Halberstam spends an entire chapter discussing the presence of
butchness on film. She asserts that in addition to some of the fairly
transparent representations of female masculinity, specifically being
butch, that there some more genuine representations found in
contemporary queer cinema (Postmodern Butch section). However, I was
drawn back to a quote she said on Page 6: “But even as a cursory
survey of popular cinema confirms, the image of the tomboy can be
tolerated only within a narrative of blossoming womanhood; within such
a narrative, tomboyism represents a resistance to adulthood itself
rather than to adult femininity.” Even in modern cinema, does this
still seem to be the case for child and adolescent portrayals of
female masculinity?

The discussion of the stone butch and butch-femme sex roles seems to
again beg the question that keeps coming up in our club: can women be
in a relationship in which they are a submissive partner (regardless
of the gender of their dominant partner) and still feel empowered as a
woman and live as a feminist?

Do you agree with Halberstam’s contention that the sexual expression
for stone butches has been unfairly pathologized as being the result
of self-hatred and/or abuse?

Does the stone butch make female masculinity possible? [page 126] And
what about hetero female masculinity? Did I miss that in the book? If
it’s not in there, is it because it doesn’t exist?

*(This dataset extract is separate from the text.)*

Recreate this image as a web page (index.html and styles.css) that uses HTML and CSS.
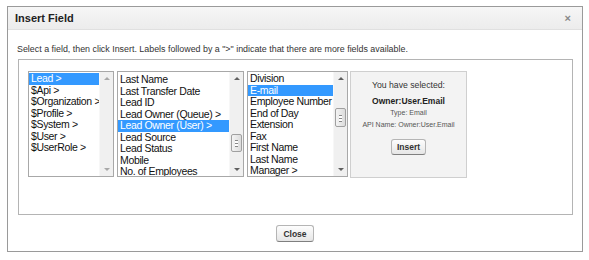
FILE: index.html
```html
<!DOCTYPE html>
<html lang="en">
<head>
    <meta charset="UTF-8">
    <title>Insert Field</title>
    <link rel="stylesheet" href="styles.css">
</head>
<body>
    <div class="dialog">
        <div class="dialog-header">
            <span class="dialog-title">Insert Field</span>
            <span class="dialog-close">&times;</span>
        </div>
        <div class="dialog-body">
            <p class="hint">Select a field, then click Insert. Labels followed by a "&gt;" indicate that there are more fields available.</p>
            <div class="field-box">
                <div class="listbox list-objects">
                    <ul class="options">
                        <li class="selected">Lead &gt;</li>
                        <li>$Api &gt;</li>
                        <li>$Organization &gt;</li>
                        <li>$Profile &gt;</li>
                        <li>$System &gt;</li>
                        <li>$User &gt;</li>
                        <li>$UserRole &gt;</li>
                    </ul>
                    <div class="scrollbar disabled">
                        <span class="arrow up"></span>
                        <span class="track"></span>
                        <span class="arrow down"></span>
                    </div>
                </div>
                <div class="listbox list-lead">
                    <ul class="options">
                        <li>Last Name</li>
                        <li>Last Transfer Date</li>
                        <li>Lead ID</li>
                        <li>Lead Owner (Queue) &gt;</li>
                        <li class="selected">Lead Owner (User) &gt;</li>
                        <li>Lead Source</li>
                        <li>Lead Status</li>
                        <li>Mobile</li>
                        <li>No. of Employees</li>
                    </ul>
                    <div class="scrollbar">
                        <span class="arrow up"></span>
                        <span class="track thumb-low"><span class="thumb"></span></span>
                        <span class="arrow down"></span>
                    </div>
                </div>
                <div class="listbox list-user">
                    <ul class="options">
                        <li>Division</li>
                        <li class="selected">E-mail</li>
                        <li>Employee Number</li>
                        <li>End of Day</li>
                        <li>Extension</li>
                        <li>Fax</li>
                        <li>First Name</li>
                        <li>Last Name</li>
                        <li>Manager &gt;</li>
                    </ul>
                    <div class="scrollbar">
                        <span class="arrow up"></span>
                        <span class="track thumb-mid"><span class="thumb"></span></span>
                        <span class="arrow down"></span>
                    </div>
                </div>
                <div class="selection">
                    <div class="selection-label">You have selected:</div>
                    <div class="selection-name">Owner:User.Email</div>
                    <div class="selection-meta">Type: Email</div>
                    <div class="selection-meta">API Name: Owner:User.Email</div>
                    <button class="btn">Insert</button>
                </div>
            </div>
            <div class="dialog-footer">
                <button class="btn">Close</button>
            </div>
        </div>
    </div>
</body>
</html>
```

FILE: styles.css
```css
body {
    margin: 0;
    padding: 0;
    background-color: #ffffff;
    font-family: "Liberation Sans", Arial, sans-serif;
    color: #222;
}

.dialog {
    margin: 6px 0 0 7px;
    width: 574px;
    height: 244px;
    border: 1px solid #9a9a9a;
    background-color: #fff;
}

.dialog-header {
    height: 22px;
    display: flex;
    align-items: center;
    justify-content: space-between;
    padding: 0 11px 0 7px;
    background: linear-gradient(#f6f6f6, #ececec);
    border-bottom: 1px solid #e0e0e0;
}

.dialog-title {
    font-size: 11px;
    font-weight: bold;
    color: #222;
}

.dialog-close {
    font-size: 11px;
    font-weight: bold;
    color: #888;
    line-height: 1;
}

.dialog-body {
    padding: 0 9px 0 10px;
}

.hint {
    margin: 13px 0 0 -1px;
    height: 13px;
    font-size: 8.9px;
    line-height: 13px;
    color: #333;
}

/* 字段选择区域 */
.field-box {
    margin-top: 3px;
    height: 143px;
    border: 1px solid #b4b4b4;
    padding: 11px 0 0 9px;
    display: flex;
    align-items: flex-start;
    gap: 3px;
}

.listbox {
    height: 104px;
    border: 1px solid #a8a8a8;
    display: flex;
    background-color: #fff;
    overflow: hidden;
}

.list-objects { width: 84px; }
.list-lead { width: 125px; }
.list-user { width: 99px; margin-right: -1px; }

.options {
    list-style: none;
    margin: 0;
    padding: 1px 0 0 0;
    flex: 1;
    font-size: 10.5px;
    letter-spacing: -0.35px;
    line-height: 11.55px;
    color: #111;
    white-space: nowrap;
    overflow: hidden;
}

.list-lead .options { padding-top: 2px; }

.options li {
    padding-left: 2px;
}

.options li.selected {
    background-color: #3399ff;
    color: #fff;
}

.scrollbar {
    width: 13px;
    display: flex;
    flex-direction: column;
    background-color: #f0f0f0;
    border-left: 1px solid #f7f7f7;
}

.arrow {
    height: 13px;
    position: relative;
}

.arrow::after {
    content: '';
    position: absolute;
    left: 4px;
    border-left: 3px solid transparent;
    border-right: 3px solid transparent;
}

.arrow.up::after {
    top: 5px;
    border-bottom: 3px solid #606060;
}

.arrow.down::after {
    top: 5px;
    border-top: 3px solid #606060;
}

.disabled .arrow.up::after { border-bottom-color: #a8a8a8; }
.disabled .arrow.down::after { border-top-color: #a8a8a8; }

.track {
    flex: 1;
    display: flex;
    flex-direction: column;
}

.thumb-low { padding-top: 49px; }
.thumb-mid { padding-top: 23px; }

.thumb {
    margin: 0 1px;
    height: 16px;
    border: 1px solid #a0a0a0;
    border-radius: 2px;
    background: linear-gradient(to right, #f4f4f4, #dcdcdc);
    position: relative;
}

.list-user .thumb { height: 17px; }

.thumb::after {
    content: '';
    position: absolute;
    left: 3px;
    right: 3px;
    top: 50%;
    height: 5px;
    margin-top: -3px;
    border-top: 1px solid #888;
    border-bottom: 1px solid #888;
    background: linear-gradient(#fff 40%, #888 40%, #888 60%, #fff 60%);
}

/* 已选字段信息 */
.selection {
    width: 115px;
    height: 105px;
    border: 1px solid #cfcfcf;
    background-color: #f3f3f3;
    display: flex;
    flex-direction: column;
    align-items: center;
    color: #333;
}

.selection-label {
    margin-top: 8px;
    font-size: 8.7px;
    line-height: 11px;
}

.selection-name {
    margin-top: 5px;
    font-size: 8.5px;
    font-weight: bold;
    line-height: 11px;
    color: #222;
}

.selection-meta {
    font-size: 7px;
    line-height: 12px;
    color: #555;
}

.selection-meta:first-of-type {
    margin-top: 4px;
}

.btn {
    margin-top: 8px;
    height: 16px;
    padding: 0 5px;
    border: 1px solid #b5b5b5;
    border-bottom-color: #7f7f7f;
    border-radius: 3px;
    background: linear-gradient(#fdfdfd, #e6e6e6);
    font-family: "Liberation Sans", Arial, sans-serif;
    font-size: 8.5px;
    font-weight: bold;
    color: #333;
    line-height: 14px;
}

.dialog-footer {
    display: flex;
    justify-content: center;
    padding-top: 10px;
}

.dialog-footer .btn {
    margin: 0 0 0 -1px;
    height: 17px;
    padding: 0 6px;
}
```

On page 133, Halberstam seems to flip her script on criticizing the
over-pathologizing of sexual behavior when discussing a relationship
between a white stone and her black lover. Whereas she has maintained
to this point that gender and sexuality are mutable, she now claims
that fluctuating facets of identity, race and class remain fairly
static and that there could be underlying issues of racial oppression
that make the white stone’s dominant sexual position potentially be
cause for alarm. How can she so adamantly believe that white stone
butch and their white femme partners can be in a fully functional
relationship without any subversive issues, but she thinks it’s
impossible to do this interracially? I smell white guilt!!!

At several points in the book, the “romanticism” of lesbian love is
described and how it created a huge chasm between femme lesbian and
hetero feminists and butch lesbians, especially stones and FTMs. This
divergence amongst women seemed to be born in 2nd wave feminism. To
what extent does it still exist in the 3rd wave?

What is womanhood at its essence? Is gender really a social construct
in its entirety?

Ultimately, as this book focused so much on female masculinity as it
relates to sexual expression, my thought is why does what anyone does
sexually have to do with whether they are a feminist or not?